The business impact extends beyond labor arbitrage. Manufacturers deploying cobots report 30-40% reductions in changeover times, 25% improvements in floor space utilization, and the ability to accept smaller order quantities profitably. These operational advantages are reshaping competitive positioning in industries from automotive components to consumer electronics, where responsiveness and flexibility increasingly trump pure scale.
Three Structural Forces Accelerating Cobot Adoption
The Labor Reality No One Wants to Discuss
Skilled manufacturing labor shortages are not cyclical anymore. They are structural. Demographics, wage expectations, and career preferences have created permanent gaps in welding, machine tending, assembly, and quality inspection roles. Cobots are not replacing workers companies have. They are filling positions companies cannot fill. In Germany, 60% of cobot deployments now target roles that remained vacant for over six months. In the United States, manufacturers in secondary markets report using cobots specifically because they cannot attract workers at any reasonable wage.
This changes the ROI conversation entirely. When the alternative to cobot deployment is not hiring a worker but rather declining orders or moving production, payback calculations become almost irrelevant. The strategic question becomes capacity enablement, not cost reduction.
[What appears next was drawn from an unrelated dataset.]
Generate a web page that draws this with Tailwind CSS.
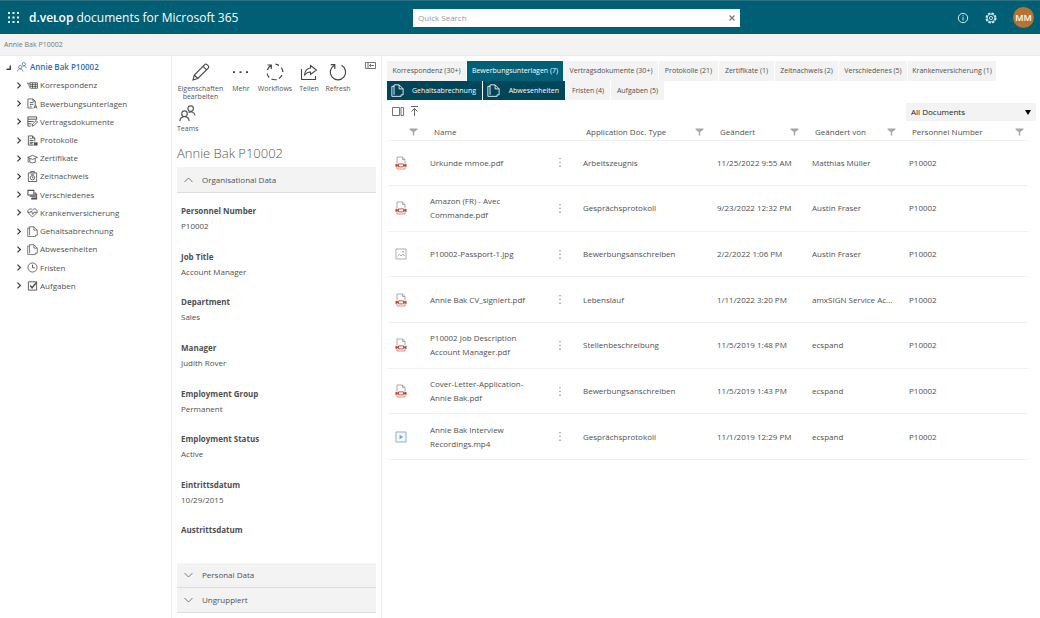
<!DOCTYPE html>
<html lang="de">
<head>
<meta charset="utf-8">
<title>d.velop documents for Microsoft 365</title>
<script src="https://cdn.jsdelivr.net/npm/@tailwindcss/browser@4"></script>
</head>
<body class="flex min-h-screen flex-col bg-white font-['Open_Sans','Noto_Sans',sans-serif] text-[8px] leading-[12px] text-[#505050]">

<svg class="hidden" aria-hidden="true">
  <defs>
    <symbol id="chev" viewBox="0 0 6 8"><path d="M1.2 .8 4.6 4 1.2 7.2" fill="none" stroke="#333" stroke-width="1.3"/></symbol>
    <symbol id="people" viewBox="0 0 16 16"><g fill="none" stroke="currentColor" stroke-width="1.1"><circle cx="11" cy="3.400" r="2.600"/><path d="M9 7C10.500 6 14 6 15.200 9.800"/><circle cx="5.200" cy="8.200" r="2.600"/><path d="M.8 15.200c.3-2.700 2-4.300 4.400-4.300s4.100 1.600 4.400 4.300"/></g></symbol>
    <symbol id="mail" viewBox="0 0 12 12"><path d="M0 3.500h3M1 5.500h2M2 7.500h1" stroke="currentColor"/><path d="M3.500 3h8v6h-8zM4 5h7M4 7h7M6 3v6M9 3v6" fill="none" stroke="currentColor" stroke-width=".9"/></symbol>
    <symbol id="docA" viewBox="0 0 12 12"><g fill="none" stroke="currentColor" stroke-width=".9"><path d="M6 11H1V1h5.500L9 3.500V7M6.500 1v2.500H9M3 5h4M3 7h4M3 9h2"/><path d="m7.500 11.500 1.700-4.300 1.700 4.300M8 10h2.500"/></g></symbol>
    <symbol id="contract" viewBox="0 0 12 12"><g fill="none" stroke="currentColor"><path d="M10.500 4V1H1v10h3M1 3.500h9.500M1 6h6M1 8.500h4"/><path d="m5.500 11 .6-2.200L10 5l1.500 1.500-3.900 3.900z"/></g></symbol>
    <symbol id="proto" viewBox="0 0 12 12"><path d="M1.500 11V1H6l2.500 2.500V7M6 1v2.500h2.500M1.500 11H7M3 4h2M3 6h4M3 8h4M3 9.500h3" fill="none" stroke="currentColor"/><path d="M7.500 8h4v3.500h-4z" fill="currentColor"/></symbol>
    <symbol id="cap" viewBox="0 0 12 12"><path d="M.8 4.800 6 2.600l5.400 2.200L6 7zM3 6v4c1.500 1 4.500 1 6 0V6M1.300 5v5.500" fill="none" stroke="currentColor" stroke-width=".9"/></symbol>
    <symbol id="badge" viewBox="0 0 12 12"><g fill="none" stroke="currentColor" stroke-width=".9"><path d="M1.500 2h9v9.500h-9zM4 2V.5h4V2M4 3.500h4"/><circle cx="6" cy="7.300" r="2.400"/><path d="M6 6v1.500h1.200"/></g></symbol>
    <symbol id="stack" viewBox="0 0 12 12"><path d="M1 1.500h6.500v5H1zM9 3.500v4.500H3M10.500 5v5.500H4.500" fill="none" stroke="currentColor" stroke-width="1.100"/><path d="M5 9h6v2.500H5z" fill="currentColor" fill-opacity=".7"/></symbol>
    <symbol id="heart" viewBox="0 0 12 12"><path d="M6 11 1.400 6.400C-.5 3.500 3.500.3 6 3.200 8.500.3 12.500 3.500 10.600 6.400zM.8 5.800h3l1-1.500L6.300 8l1.200-2.200h3.700" fill="none" stroke="currentColor" stroke-width=".9"/></symbol>
    <symbol id="pages" viewBox="0 0 12 12"><path d="M2.800 10V.8h4.700l3.700 3.700V10H9.300M7.500.8v3.700h3.700M2.800 2.200H.8v9.200h8.500V10" fill="none" stroke="currentColor" stroke-width=".8"/></symbol>
    <symbol id="clock" viewBox="0 0 12 12"><circle cx="6" cy="6" r="5" fill="none" stroke="currentColor" stroke-width=".9"/><path d="M6 3v3.300h2.500" fill="none" stroke="currentColor"/></symbol>
    <symbol id="check" viewBox="0 0 12 12"><path d="M1.500 2h9v9h-9z" fill="none" stroke="currentColor"/><path d="m3.500 6 2 2.500L10.500 2.500" fill="none" stroke="currentColor" stroke-width="1.500"/></symbol>
    <symbol id="funnel" viewBox="0 0 10 9"><path d="M.5.5h9v1.200L5.800 4.500V8.500H4.200v-4L.5 1.700z" fill="#a6a6a6"/></symbol>
    <symbol id="dots" viewBox="0 0 2 9"><path d="M.5 0h1v1.300h-1zM.5 3.800h1v1.300h-1zM.5 7.600h1v1.300h-1z" fill="#707070"/></symbol>
    <symbol id="pdf" viewBox="0 0 12 14"><path d="M2 7.500V1h5.500L10 3.500v4M7.500 1v2.500H10" fill="none" stroke="#a0a0a0" stroke-width=".9"/><path d="M2 11v2h8v-2" fill="none" stroke="#c98a7c" stroke-width=".9"/><path d="M.5 7.700 3 8.500v1.700L.5 11zM11.500 7.700 9 8.500v1.700l2.500.8z" fill="#b5472f"/><path d="M3.500 7.900h5v3h-5z" fill="#fff" stroke="#c4553f"/></symbol>
    <symbol id="img" viewBox="0 0 12 12"><path d="M1 1h10v10H1zM2.500 8.500l2-2 1.500 1.500L8 6l1.700 2" fill="none" stroke="#a3a8a3" stroke-width=".9"/><circle cx="8" cy="3.800" r=".9" fill="#a3a8a3"/></symbol>
    <symbol id="video" viewBox="0 0 12 12"><path d="M1 1h10v10H1z" fill="#f6fbff" stroke="#8ba3b5" stroke-width=".9"/><path d="M4.500 3.700 8.300 6 4.500 8.300z" fill="#6fa8d8"/></symbol>
    <symbol id="up" viewBox="0 0 14 8"><path d="m2.500 6 4-4 4 4" fill="none" stroke="#777"/></symbol>
    <symbol id="down" viewBox="0 0 14 8"><path d="m2.500 2 4 4 4-4" fill="none" stroke="#777"/></symbol>
  </defs>
</svg>

<header class="flex h-[34px] items-center border-t border-[#2f7284] bg-[#005e75] text-white">
  <div class="flex flex-[413_1_0%] items-center">
    <button aria-label="Apps" class="ml-2 mr-[10px]">
      <svg class="size-[11px]" viewBox="0 0 11 11" fill="#fff"><path d="M0 0h2v2H0zM4.500 0h2v2h-2zM9 0h2v2H9zM0 4.500h2v2H0zM4.500 4.500h2v2h-2zM9 4.500h2v2H9zM0 9h2v2H0zM4.500 9h2v2h-2zM9 9h2v2H9z"/></svg>
    </button>
    <h1 class="whitespace-nowrap text-[12px] leading-4"><span class="font-semibold">d.veʟop</span> documents for Microsoft 365</h1>
  </div>
  <form class="flex h-[18px] w-[327px] items-center bg-white px-[5px]">
    <input type="text" aria-label="Quick Search" placeholder="Quick Search" class="min-w-0 flex-1 text-[8px] text-[#505050] outline-none placeholder:text-[#999]">
    <button type="button" aria-label="Clear"><svg class="size-[6px]" viewBox="0 0 6 6"><path d="m.5.500 5 5m0-5-5 5" stroke="#777" stroke-width="1.200"/></svg></button>
  </form>
  <div class="flex flex-[300_1_0%] justify-end">
    <div class="flex items-center gap-4 pr-[6px]">
      <button aria-label="Info"><svg class="size-3" viewBox="0 0 12 12" fill="none" stroke="#d5edf2"><circle cx="6" cy="6" r="4.700"/><path d="M6 5.300v3.200M6 3.300v1.100"/></svg></button>
      <button aria-label="Settings"><svg class="size-3" viewBox="0 0 13 13" fill="none" stroke="#d5edf2"><circle cx="6.500" cy="6.500" r="5.200" stroke-width="1.500" stroke-dasharray="2.700 1.380"/><circle cx="6.500" cy="6.500" r="4.200"/><circle cx="6.500" cy="6.500" r="1.700"/></svg></button>
      <button class="size-[21px] rounded-full bg-[#b87333] text-[9px] font-semibold text-white">MM</button>
    </div>
  </div>
</header>

<nav class="flex h-[22px] items-center border-b border-[#ececec] bg-[#f3f3f3] px-1 text-[7px] text-[#777]" aria-label="Breadcrumb"><a href="#">Annie Bak P10002</a></nav>

<div class="flex flex-1 items-stretch">
  <nav class="w-[172px] shrink-0 border-r border-[#ececec] pt-[2px]" aria-label="Akte">
    <ul class="grid min-h-[237px] auto-rows-fr text-[8px]">
      <li class="flex items-center pl-[6px] text-[#2a6db5]"><svg class="mr-[6px] size-[5px]" viewBox="0 0 5 5"><path d="M5 0v5H0l1-1.500h2.500V1z" fill="#444"/></svg><svg class="mr-[3px] size-[10px]"><use href="#people"/></svg><a href="#" class="font-semibold">Annie Bak P10002</a></li>
      <li class="flex items-center pl-4"><svg class="mr-[5px] h-[7px] w-[6px]"><use href="#chev"/></svg><svg class="mr-[2px] size-[11px]"><use href="#mail"/></svg><a href="#">Korrespondenz</a></li>
      <li class="flex items-center pl-4"><svg class="mr-[5px] h-[7px] w-[6px]"><use href="#chev"/></svg><svg class="mr-[2px] size-[11px]"><use href="#docA"/></svg><a href="#">Bewerbungsunterlagen</a></li>
      <li class="flex items-center pl-4"><svg class="mr-[5px] h-[7px] w-[6px]"><use href="#chev"/></svg><svg class="mr-[2px] size-[11px]"><use href="#contract"/></svg><a href="#">Vertragsdokumente</a></li>
      <li class="flex items-center pl-4"><svg class="mr-[5px] h-[7px] w-[6px]"><use href="#chev"/></svg><svg class="mr-[2px] size-[11px]"><use href="#proto"/></svg><a href="#">Protokolle</a></li>
      <li class="flex items-center pl-4"><svg class="mr-[5px] h-[7px] w-[6px]"><use href="#chev"/></svg><svg class="mr-[2px] size-[11px]"><use href="#cap"/></svg><a href="#">Zertifikate</a></li>
      <li class="flex items-center pl-4"><svg class="mr-[5px] h-[7px] w-[6px]"><use href="#chev"/></svg><svg class="mr-[2px] size-[11px]"><use href="#badge"/></svg><a href="#">Zeitnachweis</a></li>
      <li class="flex items-center pl-4"><svg class="mr-[5px] h-[7px] w-[6px]"><use href="#chev"/></svg><svg class="mr-[2px] size-[11px]"><use href="#stack"/></svg><a href="#">Verschiedenes</a></li>
      <li class="flex items-center pl-4"><svg class="mr-[5px] h-[7px] w-[6px]"><use href="#chev"/></svg><svg class="mr-[2px] size-[11px]"><use href="#heart"/></svg><a href="#">Krankenversicherung</a></li>
      <li class="flex items-center pl-4"><svg class="mr-[5px] h-[7px] w-[6px]"><use href="#chev"/></svg><svg class="mr-[2px] size-[11px]"><use href="#pages"/></svg><a href="#">Gehaltsabrechnung</a></li>
      <li class="flex items-center pl-4"><svg class="mr-[5px] h-[7px] w-[6px]"><use href="#chev"/></svg><svg class="mr-[2px] size-[11px]"><use href="#pages"/></svg><a href="#">Abwesenheiten</a></li>
      <li class="flex items-center pl-4"><svg class="mr-[5px] h-[7px] w-[6px]"><use href="#chev"/></svg><svg class="mr-[2px] size-[11px]"><use href="#clock"/></svg><a href="#">Fristen</a></li>
      <li class="flex items-center pl-4"><svg class="mr-[5px] h-[7px] w-[6px]"><use href="#chev"/></svg><svg class="mr-[2px] size-[11px]"><use href="#check"/></svg><a href="#">Aufgaben</a></li>
    </ul>
  </nav>

  <section class="w-[210px] shrink-0 border-r border-[#ececec] pl-[5px] pr-[5px] pt-[6px]">
    <div class="flex items-start justify-between">
      <div class="flex items-start gap-[8px] text-[7px] leading-[8px] text-[#555]">
        <button class="flex w-[47px] flex-col items-center gap-[3px]">
          <svg class="size-5" viewBox="0 0 20 20" fill="none" stroke="#444" stroke-width="1.100"><path d="m2 18 1.300-5L14 2.300c1-1 4.700 2.300 3.500 3.500L6.800 16.500zM3.300 13l3.500 3.500M12 4.300l3.600 3.500"/></svg>
          <span>Eigenschaften bearbeiten</span></button>
        <button class="flex w-[18px] flex-col items-center gap-[3px]">
          <svg class="size-5" viewBox="0 0 20 20" fill="#444"><path d="M2 9.300h2v1.700H2zM8.500 9.300h2v1.700h-2zM15 9.300h2v1.700h-2z"/></svg>
          <span>Mehr</span></button>
        <button class="flex w-[34px] flex-col items-center gap-[3px]">
          <svg class="size-5" viewBox="0 0 20 20" fill="none" stroke="#444" stroke-width="1.200"><path d="M6 3.200A8 8 0 0 0 2.500 8M2.200 11.500a8 8 0 0 0 2 4M6.500 17a8 8 0 0 0 5 .6M14 16.500a8 8 0 0 0 3-3.500M17.800 10a8 8 0 0 0-1.500-4.500M14 3.500A8 8 0 0 0 10.500 2.200M2.500 3H6.300V7"/></svg>
          <span>Workflows</span></button>
        <button class="flex w-[18px] flex-col items-center gap-[3px]">
          <svg class="size-5" viewBox="0 0 20 20" fill="none" stroke="#444" stroke-width="1.100"><path d="M2.500 7v10.500h14V14M11.500 3.500 17.500 8l-6 4.500V10C8.500 10 7 11 5.500 13.500 5.800 9 8 6.300 11.500 6z"/></svg>
          <span>Teilen</span></button>
        <button class="flex w-[24px] flex-col items-center gap-[3px]">
          <svg class="size-5" viewBox="0 0 20 20" fill="none" stroke="#444" stroke-width="1.200"><path d="M13.500 3.300A7.700 7.700 0 1 1 6 3.500M2.800 2.700h4V7"/></svg>
          <span>Refresh</span></button>
      </div>
      <button aria-label="Collapse panel"><svg class="h-[7px] w-[11px]" viewBox="0 0 11 7" fill="none" stroke="#666" stroke-width=".9"><path d="M.5.500h10v6H.5zM3 .5v6M9 3.500H4.500M6 2 4.500 3.500 6 5"/></svg></button>
    </div>
    <button class="mt-1 flex flex-col items-start gap-[3px] text-[7px] leading-[8px] text-[#555]">
      <svg class="ml-[2px] size-[17px]"><use href="#people"/></svg>
      <span>Teams</span></button>
    <h2 class="mt-3 text-[13px] font-light leading-4 text-[#555]">Annie Bak P10002</h2>
    <button class="mt-[6px] flex h-[26px] w-full items-center border-b border-[#ddd] bg-[#f3f3f3] pl-[5px]"><svg class="mr-[6px] h-2 w-[14px]"><use href="#up"/></svg>Organisational Data</button>
    <dl class="mt-[10px] grid min-h-[365px] auto-rows-fr pl-1 [&_dd]:leading-[14px] [&_dt]:font-bold [&_dt]:leading-4">
      <div><dt>Personnel Number</dt><dd>P10002</dd></div>
      <div><dt>Job Title</dt><dd>Account Manager</dd></div>
      <div><dt>Department</dt><dd>Sales</dd></div>
      <div><dt>Manager</dt><dd>Judith Rover</dd></div>
      <div><dt>Employment Group</dt><dd>Permanent</dd></div>
      <div><dt>Employment Status</dt><dd>Active</dd></div>
      <div><dt>Eintrittsdatum</dt><dd>10/29/2015</dd></div>
      <div><dt>Austrittsdatum</dt><dd></dd></div>
    </dl>
    <div class="-mt-[5px] [&>button]:flex [&>button]:h-[25px] [&>button]:w-full [&>button]:items-center [&>button]:border-b [&>button]:border-[#ddd] [&>button]:bg-[#f3f3f3] [&>button]:pl-[5px]">
      <button><svg class="mr-[6px] h-2 w-[14px]"><use href="#down"/></svg>Personal Data</button>
      <button><svg class="mr-[6px] h-2 w-[14px]"><use href="#down"/></svg>Ungruppiert</button>
    </div>
  </section>

  <main class="min-w-0 flex-1 pl-[5px] pr-1 pt-[5px]">
    <div class="flex gap-px text-[7px] leading-[20px] [&>button]:whitespace-nowrap [&>button]:bg-[#f3f3f3]">
      <button class="w-[79px]">Korrespondenz (30+)</button>
      <button class="w-[96px] bg-[#005e75]! text-white">Bewerbungsunterlagen (7)</button>
      <button class="w-[94px]">Vertragsdokumente (30+)</button>
      <button class="w-[59px]">Protokolle (21)</button>
      <button class="w-[55px]">Zertifikate (1)</button>
      <button class="w-[63px]">Zeitnachweis (2)</button>
      <button class="w-[68px]">Verschiedenes (5)</button>
      <button class="w-[88px]">Krankenversicherung (1)</button>
    </div>
    <div class="flex gap-px text-[7px] leading-[19px] [&>button]:whitespace-nowrap [&>button]:bg-[#f3f3f3]">
      <button class="flex w-[95px] items-center justify-between bg-[#004558]! pl-[4px] pr-[6px] text-white"><svg class="size-[13px]"><use href="#pages"/></svg>Gehaltsabrechnung</button>
      <button class="flex w-[82px] items-center justify-between bg-[#004558]! pl-[4px] pr-[6px] text-white"><svg class="size-[13px]"><use href="#pages"/></svg>Abwesenheiten</button>
      <button class="w-[44px]">Fristen (4)</button>
      <button class="w-[53px]">Aufgaben (5)</button>
    </div>
    <div class="flex items-start justify-between pt-[3px]">
      <div class="flex items-center gap-[6px] pl-[5px] pt-[3px]">
        <button aria-label="Preview"><svg class="h-[9px] w-3" viewBox="0 0 12 9" fill="none" stroke="#666" stroke-width=".9"><path d="M.5.500h7v8h-7zM9 .5h2.500v8H9z"/></svg></button>
        <button aria-label="Upload"><svg class="h-[10px] w-[9px]" viewBox="0 0 9 10" fill="none" stroke="#666"><path d="M1 .5h7M4.500 10V2.500M1.500 5.500l3-3 3 3"/></svg></button>
      </div>
      <div class="relative w-[130px]">
        <select aria-label="View" class="block h-[18px] w-full appearance-none bg-[#f3f3f3] pl-[5px] text-[8px] text-[#222]"><option>All Documents</option></select>
        <svg class="pointer-events-none absolute right-[5px] top-[7px] h-[5px] w-[6px]" viewBox="0 0 6 5"><path d="M0 0h6L3 5z" fill="#000"/></svg>
      </div>
    </div>
    <div class="pr-[7px]">
    <table class="h-[339px] w-full table-fixed border-collapse text-left [&_td]:pl-2 [&_tr]:border-b [&_tr]:border-[#f1f1f1]">
      <colgroup><col class="w-[35px]"><col class="w-[125px]"><col class="w-[28px]"><col class="w-[134px]"><col class="w-[95px]"><col class="w-[97px]"><col></colgroup>
      <thead>
        <tr class="h-[19px] [&>th]:pt-[3px] [&>th]:font-normal">
          <th class="pr-1"><svg class="ml-auto h-2 w-[9px]" role="img" aria-label="Filter"><use href="#funnel"/></svg></th>
          <th class="pl-3">Name</th>
          <th></th>
          <th class="pl-[11px]"><div class="flex items-center justify-between pr-[5px]">Application Doc. Type<svg class="h-2 w-[9px]"><use href="#funnel"/></svg></div></th>
          <th class="pl-[11px]"><div class="flex items-center justify-between pr-[5px]">Geändert<svg class="h-2 w-[9px]"><use href="#funnel"/></svg></div></th>
          <th class="pl-[11px]"><div class="flex items-center justify-between pr-[5px]">Geändert von<svg class="h-2 w-[9px]"><use href="#funnel"/></svg></div></th>
          <th class="pl-[11px]"><div class="flex items-center justify-between pr-[5px]">Personnel Number<svg class="h-2 w-[9px]"><use href="#funnel"/></svg></div></th>
        </tr>
      </thead>
      <tbody class="[&>tr]:h-[45px] [&>tr>td:nth-child(2)]:leading-[14px] [&>tr>td]:whitespace-nowrap [&>tr>td:nth-child(2)]:whitespace-normal">
        <tr><td><svg class="h-[14px] w-3"><use href="#pdf"/></svg></td><td class="pr-4">Urkunde mmoe.pdf</td><td><button aria-label="Menu" class="block pl-1"><svg class="h-[9px] w-[2px]"><use href="#dots"/></svg></button></td><td>Arbeitszeugnis</td><td>11/25/2022 9:55 AM</td><td>Matthias Müller</td><td>P10002</td></tr>
        <tr><td><svg class="h-[14px] w-3"><use href="#pdf"/></svg></td><td class="pr-4">Amazon (FR) - Avec Commande.pdf</td><td><button aria-label="Menu" class="block pl-1"><svg class="h-[9px] w-[2px]"><use href="#dots"/></svg></button></td><td>Gesprächsprotokoll</td><td>9/23/2022 12:32 PM</td><td>Austin Fraser</td><td>P10002</td></tr>
        <tr><td><svg class="size-3"><use href="#img"/></svg></td><td class="pr-4">P10002-Passport-1.jpg</td><td><button aria-label="Menu" class="block pl-1"><svg class="h-[9px] w-[2px]"><use href="#dots"/></svg></button></td><td>Bewerbungsanschreiben</td><td>2/2/2022 1:06 PM</td><td>Austin Fraser</td><td>P10002</td></tr>
        <tr><td><svg class="h-[14px] w-3"><use href="#pdf"/></svg></td><td class="pr-4">Annie Bak CV_signiert.pdf</td><td><button aria-label="Menu" class="block pl-1"><svg class="h-[9px] w-[2px]"><use href="#dots"/></svg></button></td><td>Lebenslauf</td><td>1/11/2022 3:20 PM</td><td>amxSIGN Service Ac...</td><td>P10002</td></tr>
        <tr><td><svg class="h-[14px] w-3"><use href="#pdf"/></svg></td><td class="pr-4">P10002 Job Description Account Manager.pdf</td><td><button aria-label="Menu" class="block pl-1"><svg class="h-[9px] w-[2px]"><use href="#dots"/></svg></button></td><td>Stellenbeschreibung</td><td>11/5/2019 1:48 PM</td><td>ecspand</td><td>P10002</td></tr>
        <tr><td><svg class="h-[14px] w-3"><use href="#pdf"/></svg></td><td class="pr-4">Cover-Letter-Application-Annie Bak.pdf</td><td><button aria-label="Menu" class="block pl-1"><svg class="h-[9px] w-[2px]"><use href="#dots"/></svg></button></td><td>Bewerbungsanschreiben</td><td>11/5/2019 1:43 PM</td><td>ecspand</td><td>P10002</td></tr>
        <tr><td><svg class="size-3"><use href="#video"/></svg></td><td class="pr-4">Annie Bak Interview Recordings.mp4</td><td><button aria-label="Menu" class="block pl-1"><svg class="h-[9px] w-[2px]"><use href="#dots"/></svg></button></td><td>Gesprächsprotokoll</td><td>11/1/2019 12:29 PM</td><td>ecspand</td><td>P10002</td></tr>
      </tbody>
    </table>
    </div>
  </main>
</div>
</body>
</html>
Technology Maturation Is Eliminating Adoption Barriers
Early cobots required specialized programming knowledge and careful application engineering. Current generation systems feature:
* Vision systems that enable pick-and-place operations with minimal programming
* Force-torque sensing that allows adaptive assembly without custom fixtures
* Intuitive interfaces that floor supervisors can program in under two hours
* Plug-and-play integration with existing PLCs and manufacturing execution systems
* The result is a 70% reduction in deployment time and an 80% reduction in integration costs compared to traditional industrial robots. More importantly, manufacturers can now justify cobot deployment for production runs as small as 500 units, opening automation to product categories that never met traditional ROI thresholds.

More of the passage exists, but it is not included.